PROBLEM STATEMENT » Identify all lines below that hold "styles" and collect them.
+-------+
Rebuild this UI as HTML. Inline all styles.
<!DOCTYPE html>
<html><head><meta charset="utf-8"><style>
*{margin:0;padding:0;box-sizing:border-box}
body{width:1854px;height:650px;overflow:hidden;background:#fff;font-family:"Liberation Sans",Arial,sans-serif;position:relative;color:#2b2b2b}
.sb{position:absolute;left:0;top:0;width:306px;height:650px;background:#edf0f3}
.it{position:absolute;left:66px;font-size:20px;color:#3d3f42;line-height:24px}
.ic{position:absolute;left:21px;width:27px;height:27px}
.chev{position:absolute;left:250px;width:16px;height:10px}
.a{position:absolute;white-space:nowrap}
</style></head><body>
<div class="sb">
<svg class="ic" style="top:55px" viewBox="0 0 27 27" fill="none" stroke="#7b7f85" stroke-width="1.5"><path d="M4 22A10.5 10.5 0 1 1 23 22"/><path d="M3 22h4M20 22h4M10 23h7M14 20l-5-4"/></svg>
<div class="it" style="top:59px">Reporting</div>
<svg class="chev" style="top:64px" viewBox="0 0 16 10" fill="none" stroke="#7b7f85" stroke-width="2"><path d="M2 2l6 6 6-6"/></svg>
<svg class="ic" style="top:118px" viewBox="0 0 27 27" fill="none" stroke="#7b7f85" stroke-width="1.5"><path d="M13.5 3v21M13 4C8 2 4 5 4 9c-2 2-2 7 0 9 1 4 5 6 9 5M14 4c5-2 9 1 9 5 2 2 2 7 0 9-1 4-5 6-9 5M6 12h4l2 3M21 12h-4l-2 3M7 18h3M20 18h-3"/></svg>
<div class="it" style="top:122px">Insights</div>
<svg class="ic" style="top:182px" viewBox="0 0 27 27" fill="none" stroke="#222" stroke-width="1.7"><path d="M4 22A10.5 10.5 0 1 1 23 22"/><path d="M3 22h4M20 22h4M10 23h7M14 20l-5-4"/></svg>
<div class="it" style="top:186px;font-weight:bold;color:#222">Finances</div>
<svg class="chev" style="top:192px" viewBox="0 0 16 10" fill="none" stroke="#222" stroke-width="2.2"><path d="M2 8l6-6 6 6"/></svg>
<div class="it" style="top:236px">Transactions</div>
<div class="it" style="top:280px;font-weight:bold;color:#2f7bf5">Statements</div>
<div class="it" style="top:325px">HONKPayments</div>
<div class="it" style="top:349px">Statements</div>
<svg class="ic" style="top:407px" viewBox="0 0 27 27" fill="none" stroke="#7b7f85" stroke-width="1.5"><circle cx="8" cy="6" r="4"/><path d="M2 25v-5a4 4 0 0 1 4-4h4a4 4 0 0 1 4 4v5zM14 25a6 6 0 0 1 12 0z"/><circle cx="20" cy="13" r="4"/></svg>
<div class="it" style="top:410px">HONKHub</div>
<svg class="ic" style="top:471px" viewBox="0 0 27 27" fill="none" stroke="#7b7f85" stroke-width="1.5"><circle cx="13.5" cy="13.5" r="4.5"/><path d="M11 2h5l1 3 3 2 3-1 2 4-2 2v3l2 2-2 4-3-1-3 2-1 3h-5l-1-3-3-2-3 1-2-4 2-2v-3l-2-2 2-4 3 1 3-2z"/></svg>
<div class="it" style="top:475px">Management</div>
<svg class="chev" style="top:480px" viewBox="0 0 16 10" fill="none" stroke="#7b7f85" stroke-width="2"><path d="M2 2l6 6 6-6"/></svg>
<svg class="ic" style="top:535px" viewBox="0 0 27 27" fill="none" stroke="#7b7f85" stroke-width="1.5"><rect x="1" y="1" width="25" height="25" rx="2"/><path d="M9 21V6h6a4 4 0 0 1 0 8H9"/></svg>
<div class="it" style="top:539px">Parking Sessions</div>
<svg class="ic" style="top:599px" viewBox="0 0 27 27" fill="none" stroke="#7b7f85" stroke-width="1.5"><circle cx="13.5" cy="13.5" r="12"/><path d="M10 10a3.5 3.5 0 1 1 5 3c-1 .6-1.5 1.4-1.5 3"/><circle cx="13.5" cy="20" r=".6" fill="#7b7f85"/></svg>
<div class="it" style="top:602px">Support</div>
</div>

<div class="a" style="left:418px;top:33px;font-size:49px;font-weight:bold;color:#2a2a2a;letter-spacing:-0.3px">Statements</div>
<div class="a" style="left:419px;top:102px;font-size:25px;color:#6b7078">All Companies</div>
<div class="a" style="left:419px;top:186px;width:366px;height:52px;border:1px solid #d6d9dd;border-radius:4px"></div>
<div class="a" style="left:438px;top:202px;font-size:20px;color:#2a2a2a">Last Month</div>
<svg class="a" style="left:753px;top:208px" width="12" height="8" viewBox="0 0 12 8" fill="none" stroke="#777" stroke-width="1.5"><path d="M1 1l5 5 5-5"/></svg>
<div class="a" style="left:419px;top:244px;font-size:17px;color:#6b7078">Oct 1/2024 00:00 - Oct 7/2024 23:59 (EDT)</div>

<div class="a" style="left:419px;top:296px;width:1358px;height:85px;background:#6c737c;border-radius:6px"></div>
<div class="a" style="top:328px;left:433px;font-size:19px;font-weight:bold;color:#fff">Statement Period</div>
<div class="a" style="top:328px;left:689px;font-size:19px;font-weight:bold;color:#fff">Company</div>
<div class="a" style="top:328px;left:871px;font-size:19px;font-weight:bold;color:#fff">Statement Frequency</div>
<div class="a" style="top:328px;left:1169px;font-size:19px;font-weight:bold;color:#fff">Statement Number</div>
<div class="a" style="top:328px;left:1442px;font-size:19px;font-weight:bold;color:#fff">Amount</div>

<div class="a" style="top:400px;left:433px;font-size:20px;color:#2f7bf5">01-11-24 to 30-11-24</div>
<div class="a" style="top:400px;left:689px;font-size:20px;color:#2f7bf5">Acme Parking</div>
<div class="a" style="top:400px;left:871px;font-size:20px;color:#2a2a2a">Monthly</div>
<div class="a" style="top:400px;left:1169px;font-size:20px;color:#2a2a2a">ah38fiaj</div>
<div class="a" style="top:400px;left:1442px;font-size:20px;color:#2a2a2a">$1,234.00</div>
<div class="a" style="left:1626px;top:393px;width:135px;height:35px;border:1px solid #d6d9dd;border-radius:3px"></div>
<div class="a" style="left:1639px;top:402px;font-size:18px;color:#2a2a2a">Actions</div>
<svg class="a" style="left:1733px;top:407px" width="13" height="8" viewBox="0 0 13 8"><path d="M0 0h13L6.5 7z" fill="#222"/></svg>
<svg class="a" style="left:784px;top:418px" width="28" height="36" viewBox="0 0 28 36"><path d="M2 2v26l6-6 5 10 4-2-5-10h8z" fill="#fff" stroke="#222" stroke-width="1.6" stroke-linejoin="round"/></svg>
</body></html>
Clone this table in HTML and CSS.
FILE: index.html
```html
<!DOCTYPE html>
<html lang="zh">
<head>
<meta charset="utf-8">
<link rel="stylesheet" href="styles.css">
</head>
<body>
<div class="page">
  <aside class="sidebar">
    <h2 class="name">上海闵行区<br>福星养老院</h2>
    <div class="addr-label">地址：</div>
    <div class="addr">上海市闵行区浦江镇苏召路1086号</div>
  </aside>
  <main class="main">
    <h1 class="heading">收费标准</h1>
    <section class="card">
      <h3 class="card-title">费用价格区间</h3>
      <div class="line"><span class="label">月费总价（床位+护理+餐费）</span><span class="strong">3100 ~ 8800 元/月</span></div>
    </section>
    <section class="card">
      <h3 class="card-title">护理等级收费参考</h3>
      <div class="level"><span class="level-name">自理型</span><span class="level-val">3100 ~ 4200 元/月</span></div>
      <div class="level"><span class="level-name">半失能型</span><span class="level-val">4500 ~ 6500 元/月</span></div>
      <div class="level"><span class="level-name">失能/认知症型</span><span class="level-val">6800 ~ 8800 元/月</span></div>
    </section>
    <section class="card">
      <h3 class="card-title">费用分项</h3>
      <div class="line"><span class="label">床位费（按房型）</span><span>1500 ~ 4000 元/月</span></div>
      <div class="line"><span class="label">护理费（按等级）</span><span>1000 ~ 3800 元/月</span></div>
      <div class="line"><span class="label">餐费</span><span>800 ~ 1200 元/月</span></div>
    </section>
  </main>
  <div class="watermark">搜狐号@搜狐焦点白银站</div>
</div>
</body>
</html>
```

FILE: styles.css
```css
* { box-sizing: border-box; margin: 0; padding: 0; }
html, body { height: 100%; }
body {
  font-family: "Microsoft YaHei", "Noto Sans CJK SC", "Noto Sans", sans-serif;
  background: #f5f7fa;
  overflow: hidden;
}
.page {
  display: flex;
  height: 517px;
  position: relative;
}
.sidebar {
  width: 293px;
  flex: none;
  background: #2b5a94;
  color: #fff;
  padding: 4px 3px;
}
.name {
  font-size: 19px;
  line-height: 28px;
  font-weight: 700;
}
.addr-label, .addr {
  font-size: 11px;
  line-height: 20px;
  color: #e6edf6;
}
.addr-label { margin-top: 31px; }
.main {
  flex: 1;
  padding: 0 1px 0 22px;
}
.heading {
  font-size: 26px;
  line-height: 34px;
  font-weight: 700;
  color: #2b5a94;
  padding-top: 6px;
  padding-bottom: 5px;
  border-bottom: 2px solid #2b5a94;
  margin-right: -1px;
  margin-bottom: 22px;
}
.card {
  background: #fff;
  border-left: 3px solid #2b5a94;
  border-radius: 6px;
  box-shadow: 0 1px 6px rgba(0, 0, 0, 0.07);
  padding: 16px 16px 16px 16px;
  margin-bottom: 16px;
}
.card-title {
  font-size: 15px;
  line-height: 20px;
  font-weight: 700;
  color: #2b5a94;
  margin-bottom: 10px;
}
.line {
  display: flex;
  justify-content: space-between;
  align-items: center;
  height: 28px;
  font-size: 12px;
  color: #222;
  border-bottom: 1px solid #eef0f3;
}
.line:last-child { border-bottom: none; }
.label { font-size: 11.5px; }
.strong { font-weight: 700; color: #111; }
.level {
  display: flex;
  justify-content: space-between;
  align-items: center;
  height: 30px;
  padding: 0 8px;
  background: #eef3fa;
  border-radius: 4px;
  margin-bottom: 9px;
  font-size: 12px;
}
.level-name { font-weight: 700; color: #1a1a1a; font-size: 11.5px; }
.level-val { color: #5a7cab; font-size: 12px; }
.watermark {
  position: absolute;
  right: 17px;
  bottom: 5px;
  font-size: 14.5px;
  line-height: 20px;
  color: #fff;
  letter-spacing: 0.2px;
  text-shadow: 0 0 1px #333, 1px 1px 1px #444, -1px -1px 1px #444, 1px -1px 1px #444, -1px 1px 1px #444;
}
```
+-------+
RESULT FOR THIS EXERCISE »
Rebuild this UI as HTML. Inline all styles.
<link rel="stylesheet" href="styles.css">
FILE: styles.css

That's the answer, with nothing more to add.